Faster medicinal cannabis access in Australia – Expert Reaction

The Australian Federal Government has made changes to speed up access to medicinal marijuana, which patients will be required to request through their GP.

Health Minister Greg Hunt announced the change today, which he said would facilitate faster access to medicinal cannabis for patients with the necessary approvals. Imports by approved providers will be authorised for interim supply in Australia until domestic production meets local needs, he said.

New Zealand also recently changed the process for obtaining medicinal cannabis. Patients and their doctors will no longer need a Minister’s approval, but instead, applications will be processed by the Ministry of Health. Read expert reaction about that change.

The Australian Science Media Centre gathered expert reaction to today’s announcement. Please feel free to use these comments in your reporting.

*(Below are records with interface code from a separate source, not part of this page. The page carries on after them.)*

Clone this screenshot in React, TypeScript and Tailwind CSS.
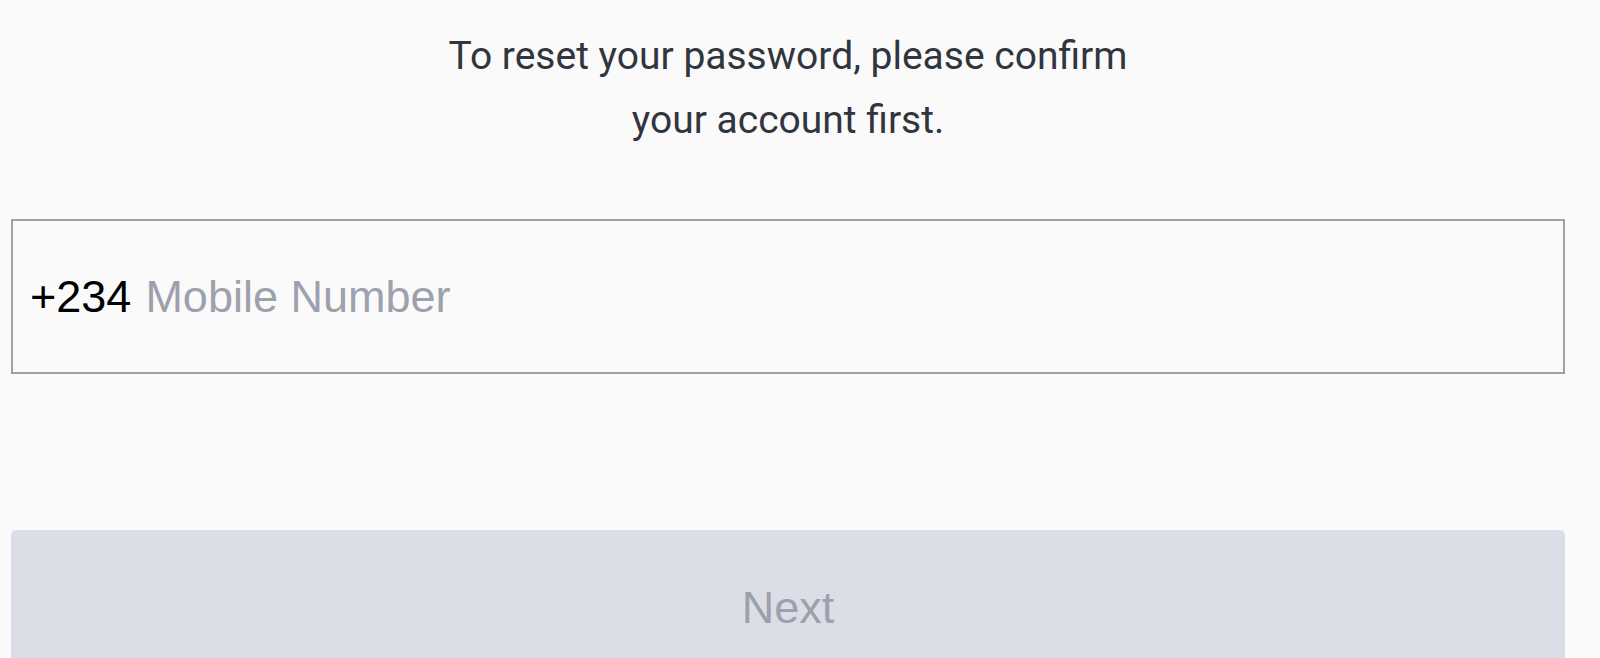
import React from "react";

export default function App() {
  return (
    <div className="min-h-screen w-full bg-[#fafafa] overflow-hidden">
      <div className="ml-[11px] w-[1554px] flex flex-col">
        <p className="mt-[24px] text-center text-[39px] leading-[64px] text-[#31353d] font-[Roboto,'Noto_Sans',sans-serif]">
          To reset your password, please confirm
          <br />
          your account first.
        </p>
        <div className="mt-[67px] h-[155px] border-2 border-[#9ea1ad] flex items-center px-[17px] text-[45px] font-['Liberation_Sans',Arial,sans-serif]">
          <span className="text-black">+234</span>
          <input
            className="ml-[14px] flex-1 bg-transparent outline-none text-black placeholder:text-[#9da1ac] font-['Liberation_Sans',Arial,sans-serif]"
            placeholder="Mobile Number"
          />
        </div>
        <button className="mt-[156px] h-[155px] w-full rounded-[5px] bg-[#dbdee6] text-[45px] text-[#9da1ac] flex items-center justify-center font-['Liberation_Sans',Arial,sans-serif]">
          Next
        </button>
      </div>
    </div>
  );
}
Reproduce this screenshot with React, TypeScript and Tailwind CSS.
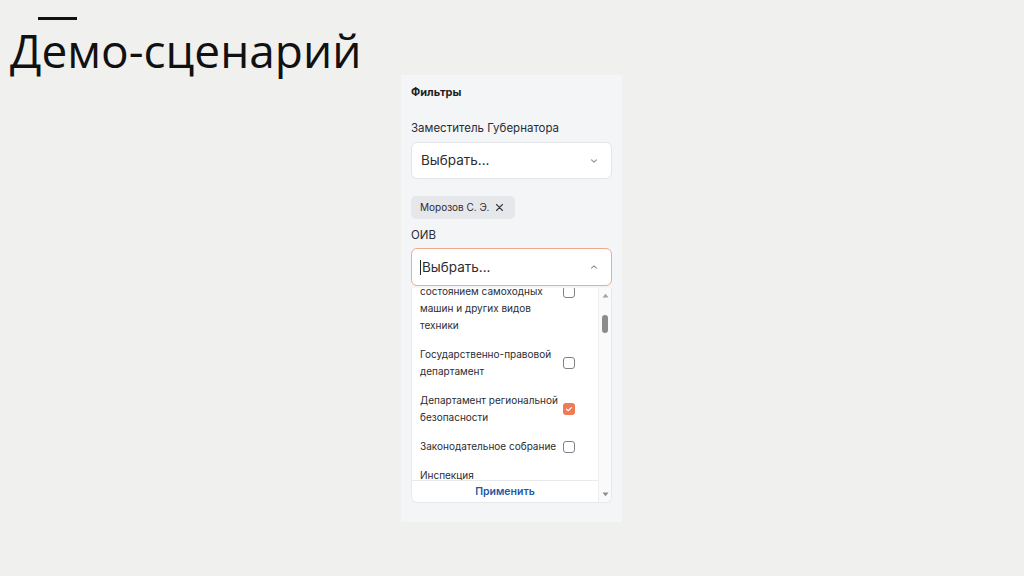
import React from "react";

const ChevronDown = () => (
  <svg width="10" height="10" viewBox="0 0 10 10" fill="none" stroke="#8a8f98" strokeWidth="1.1" strokeLinecap="round" strokeLinejoin="round">
    <path d="M2.5 3.8 5 6.2 7.5 3.8" />
  </svg>
);
const ChevronUp = () => (
  <svg width="10" height="10" viewBox="0 0 10 10" fill="none" stroke="#8a8f98" strokeWidth="1.1" strokeLinecap="round" strokeLinejoin="round">
    <path d="M2.5 6.2 5 3.8 7.5 6.2" />
  </svg>
);

const Box = ({ checked }: { checked?: boolean }) =>
  checked ? (
    <div className="w-[12px] h-[12px] rounded-[3px] bg-[#f07a55] flex items-center justify-center shrink-0">
      <svg width="8" height="8" viewBox="0 0 8 8" fill="none" stroke="#fff" strokeWidth="1.2" strokeLinecap="round" strokeLinejoin="round">
        <path d="M1.6 4.2 3.3 5.7 6.4 2.6" />
      </svg>
    </div>
  ) : (
    <div className="w-[12px] h-[12px] rounded-[3px] border border-[#7d828a] bg-white shrink-0" />
  );

const Item = ({ text, checked }: { text: React.ReactNode; checked?: boolean }) => (
  <div className="flex items-center pl-[8px] pr-[23px] py-[6px]">
    <div className="w-[140px] text-[10px] leading-[17px] text-[#2a2d33]">{text}</div>
    <div className="ml-auto">
      <Box checked={checked} />
    </div>
  </div>
);

export default function App() {
  return (
    <div
      className="w-[1024px] h-[576px] bg-[#f0f0ee] relative overflow-hidden"
      style={{ fontFamily: "Inter, 'Noto Sans', sans-serif" }}
    >
      <div className="w-[39px] h-[3px] bg-[#111] ml-[38px] mt-[17px]" />
      <div
        className="ml-[10px] mt-[2px] text-[46px] leading-[56px] text-[#111]"
        style={{ fontFamily: "'Open Sans', 'Noto Sans', sans-serif" }}
      >
        Демо-сценарий
      </div>

      <div className="absolute left-[401px] top-[75px] w-[221px] h-[447px] bg-[#f4f5f7] px-[10px] pt-[10px]">
        <div className="text-[11px] font-bold text-[#1d1f23] leading-[14px]">Фильтры</div>
        <div className="mt-[22px] text-[11.5px] text-[#2a2d33] leading-[14px]">Заместитель Губернатора</div>
        <div className="mt-[7px] h-[37px] bg-white rounded-[6px] border border-[#e3e5e9] flex items-center pl-[9px] pr-[12px]">
          <span className="text-[13.5px] text-[#2a2d33]">Выбрать...</span>
          <span className="ml-auto">
            <ChevronDown />
          </span>
        </div>
        <div className="mt-[17px] inline-flex items-center h-[23px] rounded-[5px] bg-[#e6e7ea] pl-[9px] pr-[11px] gap-[6px]">
          <span className="text-[10px] text-[#2a2d33]">Морозов С. Э.</span>
          <svg width="9" height="9" viewBox="0 0 9 9" stroke="#3a3d44" strokeWidth="1.1" strokeLinecap="round">
            <path d="M1.5 1.5 7.5 7.5M7.5 1.5 1.5 7.5" />
          </svg>
        </div>
        <div className="mt-[9px] text-[11.5px] text-[#2a2d33] leading-[14px]">ОИВ</div>
        <div className="mt-[6px] h-[38px] bg-white rounded-[6px] border border-[#f0a98c] flex items-center pl-[8px] pr-[12px]">
          <span className="w-[1px] h-[15px] bg-[#222] mr-[1px]" />
          <span className="text-[13.5px] text-[#2a2d33]">Выбрать...</span>
          <span className="ml-auto">
            <ChevronUp />
          </span>
        </div>

        <div className="mt-[2px] h-[215px] bg-white rounded-b-[6px] border border-t-0 border-[#e6e8eb] flex overflow-hidden">
          <div className="flex-1 flex flex-col min-w-0">
            <div className="h-[192px] overflow-hidden">
              <div className="-mt-[45px]">
                <Item
                  text={
                    <>
                      Главное управление по
                      <br />
                      надзору за техническим
                      <br />
                      состоянием самоходных
                      <br />
                      машин и других видов
                      <br />
                      техники
                    </>
                  }
                />
                <Item
                  text={
                    <>
                      Государственно-правовой
                      <br />
                      департамент
                    </>
                  }
                />
                <Item
                  checked
                  text={
                    <>
                      Департамент региональной
                      <br />
                      безопасности
                    </>
                  }
                />
                <Item text="Законодательное собрание" />
                <Item text="Инспекция государственного жилищного надзора" />
              </div>
            </div>
            <div className="h-[1px] bg-[#e8eaee]" />
            <div className="flex-1 flex items-center justify-center">
              <span className="text-[10.5px] font-semibold text-[#2457a6]">Применить</span>
            </div>
          </div>
          <div className="w-[13px] bg-[#fafafa] border-l border-[#efefef] flex flex-col items-center pt-[5px] pb-[5px]">
            <svg width="7" height="5" viewBox="0 0 7 5">
              <path d="M0.5 4.5 3.5 0.8 6.5 4.5Z" fill="#a3a3a3" />
            </svg>
            <div className="mt-[17px] w-[6px] h-[18px] rounded-full bg-[#8c8c8c]" />
            <div className="flex-1" />
            <svg width="7" height="5" viewBox="0 0 7 5">
              <path d="M0.5 0.5 3.5 4.2 6.5 0.5Z" fill="#8c8c8c" />
            </svg>
          </div>
        </div>
      </div>
    </div>
  );
}
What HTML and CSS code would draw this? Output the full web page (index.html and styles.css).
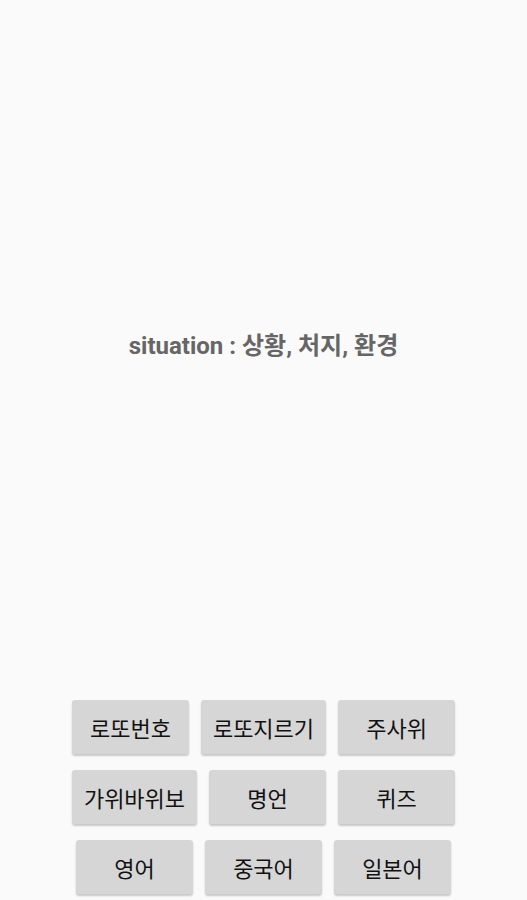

Associate Professor David Allsop, Associate Director, Lambert Initiative, University of Sydney comments:

“The announcement by Minister Hunt to allow the import and local storage of medical cannabis from overseas is a welcome step towards unblocking access to those patients who most need this medicine.

“In having a local supply on hand, the timeline and costs of a patient getting access to medical cannabis products will be greatly streamlined.

“Prior to this change, patients have faced a lengthy process of navigating federal and state level permissions and import permits, and overseas suppliers needing to organise export permits – all at significant financial and time cost to the patient.

“These sourcing issues will now be dealt with in a faster more efficient manner.

“There are some potential flash points that need to be considered also, such as whether allowing bulk importation and storage from overseas will in anyway interfere with the Federal Government’s November 2016 legislation, designed to encourage local Australian companies to establish growing and manufacturing operations for medical cannabis here in Australia.

“It could be that allowing overseas importation lends significant competition to these emerging enterprises making it difficult to justify business models to investors.

“The announcement also does not solve an issue installed by the Federal Government in November 2016, when access to medical cannabis was removed from the Category A route of the TGA’s Special Access Scheme. Cannabis is the only scheduled drug to have been excluded from this route of access – meaning that terminally ill patients cannot gain ready access in the timeframes appropriate to their dire situation, despite being arguably one of the patient groups most likely to benefit.

“It also doesn’t change the fact that in order to gain access, a doctor still needs to make the application, but most doctors either do not know how to apply, do not have the required training or expertise to apply, or are politically or philosophically against supporting a medical cannabis application.”

Conflict of interest statement: A.Prof Allsop has received study drugs from GW Pharmaceuticals for clinical trials.

Dr David Caldicott, Emergency Consultant and Senior Clinical Lecturer in Medicine, Australian National University, comments:

“Working in this field for several years, you get to meet many extraordinary, strong people, frequently in terrible personal circumstance. One of these is Lucy Haslam, probably the single person most responsible for advancing the cause of medical cannabis in Australia. Her son, Dan, died last year, but while still alive, found great relief in the use of cannabis for his symptoms.

“There have been many promises made to patients and loved ones about medical cannabis in Australia – most have been broken. We apply ‘Dan’s Test’ to any development or proposition floated by others: “If Dan, or someone in Dan’s position were alive today, would initiative ‘x’ help them, right now, in any pragmatic way?” This is the measure against which development in the field needs to be assessed – the provable benefit to the patient, without the harm to society.

“It is possible that this might make life easier for patients in two months’ time. There is very little information available to the medical profession about the strains being grown, and the intended formulation. The special access schemes in place to allow prescribing remain opaque and cumbersome. We are regularly advised by the (Australian) authorities that Australia is evolving as the best practice leader in this space. The global evidence remains overwhelmingly to the contrary. The most comprehensive review of the literature that has ever been undertaken has been recently published by the prestigious and formidable National Academy of Sciences in the USA. The Australian colleges and associations who have to date been selectively citing science to support their own conclusions, which differ wildly to the conclusions of this report, have remained curiously silent since its release.

“It is clear that there are conditions for which medicinal cannabis has benefit, and should be made immediately available, as it is clear that there are conditions for which much more work is needed. Dithering because of political indecision, the tensions between Big Green and Big Pharma, and concerns regarding any threat to the Tasmanian opium market provides no reassurance to patients, nor security to the Australian public at large.”

Dr Delyse Hutchinson, Senior Research Fellow, National Drug & Alcohol Research Centre (NDARC; Senior Research Fellow, Deakin University comments:

“We know, based on sound evidence, that there are potential harmful consequences linked to (unregulated) cannabis use, particularly in terms of mental health, cognition and educational outcomes. These harms are most strongly linked to regular and/or heavy use of the substance. Scientific research is urgently needed to understand whether regulated provision of cannabis for medicinal purposes is harmful. This is an important health funding priority, if cannabis will be available through the health system.”